Gareth Gates singles chronology
| "Unchained Melody" (2002) | "Anyone of Us (Stupid Mistake)" (2002) | "The Long and Winding Road" / "Suspicious Minds" (2002) |

Music video
- "Anyone of Us (Stupid Mistake)" on YouTube

= Anyone of Us (Stupid Mistake) =

2002 single by Gareth Gates

"Anyone of Us (Stupid Mistake)" is the second single from English pop singer Gareth Gates' debut studio album, What My Heart Wants to Say (2002). It was written by Jörgen Elofsson, Per Magnusson, and David Kreuger and produced by Magnusson and Kreuger. The single was released on 8 July 2002, entering the UK Singles Chart at No. 1 and staying there for three weeks, going platinum for sales exceeding 600,000 copies. It was then released in mainland Europe in 2003, reaching No. 1 on the Dutch, Norwegian, and Swedish charts. The video for the single was filmed in Venice, Italy.

==Track listings==
- UK CD single
1. "Anyone of Us (Stupid Mistake)"
2. "Forever Blue"
3. "Anyone of Us (Stupid Mistake)" (video)
4. "Anyone of Us (Stupid Mistake)" (behind the scenes footage)

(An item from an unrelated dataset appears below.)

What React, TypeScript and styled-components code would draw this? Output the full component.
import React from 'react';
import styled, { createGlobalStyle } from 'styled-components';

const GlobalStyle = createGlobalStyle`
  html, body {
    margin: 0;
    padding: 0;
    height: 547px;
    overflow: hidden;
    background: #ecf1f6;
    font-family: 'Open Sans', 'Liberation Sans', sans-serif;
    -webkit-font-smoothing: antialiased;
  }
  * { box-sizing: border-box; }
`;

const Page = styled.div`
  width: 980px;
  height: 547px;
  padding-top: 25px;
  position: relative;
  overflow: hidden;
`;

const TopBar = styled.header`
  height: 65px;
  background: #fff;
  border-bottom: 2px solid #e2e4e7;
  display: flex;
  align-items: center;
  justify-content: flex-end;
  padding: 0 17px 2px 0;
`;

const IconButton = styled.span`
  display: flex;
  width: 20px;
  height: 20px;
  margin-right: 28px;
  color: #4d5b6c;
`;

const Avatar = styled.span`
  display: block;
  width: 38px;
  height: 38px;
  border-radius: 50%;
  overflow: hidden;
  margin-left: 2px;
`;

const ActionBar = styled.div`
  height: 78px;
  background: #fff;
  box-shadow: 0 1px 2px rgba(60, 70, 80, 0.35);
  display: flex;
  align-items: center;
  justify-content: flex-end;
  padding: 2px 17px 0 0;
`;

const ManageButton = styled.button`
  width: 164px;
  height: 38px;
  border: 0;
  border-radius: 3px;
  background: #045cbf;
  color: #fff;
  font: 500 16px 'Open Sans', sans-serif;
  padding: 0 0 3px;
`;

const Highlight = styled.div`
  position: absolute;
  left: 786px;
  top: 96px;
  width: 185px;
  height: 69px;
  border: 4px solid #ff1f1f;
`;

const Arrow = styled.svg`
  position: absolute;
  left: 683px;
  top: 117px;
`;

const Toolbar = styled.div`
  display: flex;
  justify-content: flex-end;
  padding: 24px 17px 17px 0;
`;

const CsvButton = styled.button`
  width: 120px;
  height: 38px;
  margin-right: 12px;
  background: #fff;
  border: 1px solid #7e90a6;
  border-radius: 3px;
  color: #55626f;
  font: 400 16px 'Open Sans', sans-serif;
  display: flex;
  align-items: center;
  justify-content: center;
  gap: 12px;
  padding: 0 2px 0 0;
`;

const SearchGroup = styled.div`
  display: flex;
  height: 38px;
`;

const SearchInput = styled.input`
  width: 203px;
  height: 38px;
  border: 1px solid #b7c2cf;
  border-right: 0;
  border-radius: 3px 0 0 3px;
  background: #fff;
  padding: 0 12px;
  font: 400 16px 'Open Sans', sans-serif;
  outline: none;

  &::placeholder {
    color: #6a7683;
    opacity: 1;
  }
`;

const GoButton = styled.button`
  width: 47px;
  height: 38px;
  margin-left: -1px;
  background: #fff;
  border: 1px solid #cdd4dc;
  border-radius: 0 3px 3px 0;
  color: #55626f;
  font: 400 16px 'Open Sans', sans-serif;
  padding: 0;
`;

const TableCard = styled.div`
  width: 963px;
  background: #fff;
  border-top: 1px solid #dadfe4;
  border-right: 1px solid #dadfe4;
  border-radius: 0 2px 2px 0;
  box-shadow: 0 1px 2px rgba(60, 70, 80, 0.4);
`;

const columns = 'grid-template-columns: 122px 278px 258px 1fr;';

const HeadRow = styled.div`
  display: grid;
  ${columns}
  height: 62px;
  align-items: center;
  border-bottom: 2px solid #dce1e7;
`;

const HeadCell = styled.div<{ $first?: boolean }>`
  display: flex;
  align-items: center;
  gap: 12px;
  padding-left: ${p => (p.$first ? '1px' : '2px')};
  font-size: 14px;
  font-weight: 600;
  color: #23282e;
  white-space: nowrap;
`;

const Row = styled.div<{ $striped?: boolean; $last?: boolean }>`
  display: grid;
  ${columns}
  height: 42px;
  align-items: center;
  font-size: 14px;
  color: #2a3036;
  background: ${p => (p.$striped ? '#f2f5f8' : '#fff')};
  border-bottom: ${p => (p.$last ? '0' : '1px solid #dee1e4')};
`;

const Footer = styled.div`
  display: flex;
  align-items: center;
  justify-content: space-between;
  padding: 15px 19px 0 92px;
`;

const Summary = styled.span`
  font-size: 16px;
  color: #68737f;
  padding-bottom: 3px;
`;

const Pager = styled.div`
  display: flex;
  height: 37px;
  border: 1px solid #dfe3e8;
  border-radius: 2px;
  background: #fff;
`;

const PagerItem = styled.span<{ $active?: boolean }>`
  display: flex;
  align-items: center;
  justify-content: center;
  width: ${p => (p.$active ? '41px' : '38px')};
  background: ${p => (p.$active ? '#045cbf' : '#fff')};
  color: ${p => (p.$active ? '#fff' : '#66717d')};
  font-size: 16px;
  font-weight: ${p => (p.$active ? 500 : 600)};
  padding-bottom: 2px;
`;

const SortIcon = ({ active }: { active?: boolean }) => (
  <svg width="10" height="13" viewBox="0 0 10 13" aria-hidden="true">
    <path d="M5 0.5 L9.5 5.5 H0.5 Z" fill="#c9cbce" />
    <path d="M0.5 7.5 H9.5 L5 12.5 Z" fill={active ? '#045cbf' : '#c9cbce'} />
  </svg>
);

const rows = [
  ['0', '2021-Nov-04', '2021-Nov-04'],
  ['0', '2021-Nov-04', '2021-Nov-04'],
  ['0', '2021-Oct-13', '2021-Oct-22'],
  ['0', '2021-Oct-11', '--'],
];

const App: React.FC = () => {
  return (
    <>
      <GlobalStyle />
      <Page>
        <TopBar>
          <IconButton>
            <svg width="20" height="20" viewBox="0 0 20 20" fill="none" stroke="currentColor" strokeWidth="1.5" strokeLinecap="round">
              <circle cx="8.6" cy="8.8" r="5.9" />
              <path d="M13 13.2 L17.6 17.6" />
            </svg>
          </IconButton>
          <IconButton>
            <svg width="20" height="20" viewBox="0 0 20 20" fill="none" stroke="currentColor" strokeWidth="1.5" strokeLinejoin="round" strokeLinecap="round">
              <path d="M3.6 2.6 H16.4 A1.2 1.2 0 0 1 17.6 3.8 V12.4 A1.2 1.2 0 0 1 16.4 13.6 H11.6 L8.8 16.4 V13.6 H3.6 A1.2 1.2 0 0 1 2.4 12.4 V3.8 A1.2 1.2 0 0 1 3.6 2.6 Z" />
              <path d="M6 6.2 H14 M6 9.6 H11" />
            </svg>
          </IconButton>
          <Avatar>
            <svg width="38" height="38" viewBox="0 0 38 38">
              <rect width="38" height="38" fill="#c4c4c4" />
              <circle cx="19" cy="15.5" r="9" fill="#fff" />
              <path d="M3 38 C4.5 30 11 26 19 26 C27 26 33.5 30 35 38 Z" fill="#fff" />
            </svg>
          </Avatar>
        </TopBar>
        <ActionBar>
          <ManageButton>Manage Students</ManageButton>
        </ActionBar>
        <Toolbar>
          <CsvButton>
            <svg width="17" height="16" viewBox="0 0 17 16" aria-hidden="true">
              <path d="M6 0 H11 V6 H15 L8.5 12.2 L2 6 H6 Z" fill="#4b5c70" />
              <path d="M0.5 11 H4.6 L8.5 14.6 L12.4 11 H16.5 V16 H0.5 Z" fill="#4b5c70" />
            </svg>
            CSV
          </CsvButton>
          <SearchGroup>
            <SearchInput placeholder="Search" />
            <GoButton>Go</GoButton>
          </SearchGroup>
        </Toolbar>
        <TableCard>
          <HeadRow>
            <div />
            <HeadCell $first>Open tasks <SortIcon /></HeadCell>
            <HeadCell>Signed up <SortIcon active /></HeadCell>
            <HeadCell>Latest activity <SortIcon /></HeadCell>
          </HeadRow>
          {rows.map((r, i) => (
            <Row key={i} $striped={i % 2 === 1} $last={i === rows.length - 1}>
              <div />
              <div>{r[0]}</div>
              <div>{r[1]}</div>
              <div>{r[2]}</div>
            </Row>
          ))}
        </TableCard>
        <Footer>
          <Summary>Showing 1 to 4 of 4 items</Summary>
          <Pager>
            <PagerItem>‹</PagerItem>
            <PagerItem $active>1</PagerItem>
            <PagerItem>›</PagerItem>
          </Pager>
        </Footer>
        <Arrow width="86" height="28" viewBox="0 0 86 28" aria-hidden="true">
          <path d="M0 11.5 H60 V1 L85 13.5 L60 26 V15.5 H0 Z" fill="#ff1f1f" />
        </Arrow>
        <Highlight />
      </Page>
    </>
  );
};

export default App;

- UK cassette single and European CD single 1
5. "Anyone of Us (Stupid Mistake)" – 3:48
6. "Forever Blue" – 3:55

- European CD single 2
7. "Anyone of Us (Stupid Mistake)"
8. "What My Heart Wants to Say"

- European maxi-CD single 1
9. "Anyone of Us (Stupid Mistake)" – 3:48
10. "Forever Blue" – 3:55
11. "Unchained Melody" – 3:53
12. "Unchained Melody" (CD-ROM video)

- European maxi-CD single 2
13. "Anyone of Us (Stupid Mistake)" – 3:48
14. "What My Heart Wants to Say" (single remix) – 4:12
15. "Unchained Melody" – 3:53
16. "Unchained Melody" (CD-ROM video)

==Credits and personnel==
Credits are lifted from the What My Heart Wants to Say album booklet.

Studios
- Recorded at A Side Studios (Stockholm, Sweden)
- Strings recorded at Soundtrade Studios (Solna, Sweden)
- Mixed at Mono Studios (Stockholm, Sweden)
- Mastered at The Calling Room (Stockholm, Sweden)

Personnel

- Jörgen Elofsson – writing
- Per Magnusson – writing, keyboards, production, arrangement
- David Kreuger – writing, programming, production, arrangement
- Anders von Hofsten – backing vocals
- Jeanette Olsson – backing vocals
- Esbjörn Öhrwall – guitar
- Tomas Lindberg – bass
- Gustave Lund – percussion
- Stockholm Session Strings – strings
- Ulf Janson – string arrangement, conducting
- Henrik Janson – string arrangement, conducting
- Magnus Andersson – recordings (strings)
- Bernard Löhr – mixing
- Björn Engelmann – mastering

==Charts==

===Weekly charts===

| Chart (2002–2003) | Peak position |
|---|---|
| Austria (Ö3 Austria Top 40) | 6 |
| Belgium (Ultratop 50 Flanders) | 3 |
| Belgium (Ultratip Bubbling Under Wallonia) | 9 |
| Czech Republic (IFPI) | 11 |
| Europe (Eurochart Hot 100) | 6 |
| Germany (GfK) | 3 |
| Hungary (Rádiós Top 40) | 3 |
| Ireland (IRMA) | 2 |
| Netherlands (Dutch Top 40) | 1 |
| Netherlands (Single Top 100) | 1 |
| Norway (VG-lista) | 1 |
| Romania (Romanian Top 100) | 12 |
| Scotland (OCC) | 1 |
| Sweden (Sverigetopplistan) | 1 |
| Switzerland (Schweizer Hitparade) | 24 |
| UK Singles (OCC) | 1 |

===Year-end charts===

| Chart (2002) | Position |
|---|---|
| Ireland (IRMA) | 22 |
| UK Singles (OCC) | 6 |

| Chart (2003) | Position |
|---|---|
| Austria (Ö3 Austria Top 40) | 33 |
| Belgium (Ultratop 50 Flanders) | 13 |
| Germany (Media Control GfK) | 25 |
| Netherlands (Dutch Top 40) | 17 |
| Netherlands (Single Top 100) | 7 |
| Romania (Romanian Top 100) | 46 |
| Sweden (Hitlistan) | 21 |

===Decade-end charts===

| Chart (2000–2009) | Position |
|---|---|
| Netherlands (Single Top 100) | 50 |
| UK Singles (OCC)^{[citation needed]} | 61 |

==Certifications==

| Region | Certification | Certified units/sales |
| Germany (BVMI) | Gold | 150,000^{^} |
| Norway (IFPI Norway) | Platinum | 10,000^{*} |
| United Kingdom (BPI) | Platinum | 581,000 |
^{*} Sales figures based on certification alone. ^{^} Shipments figures based on certification alone.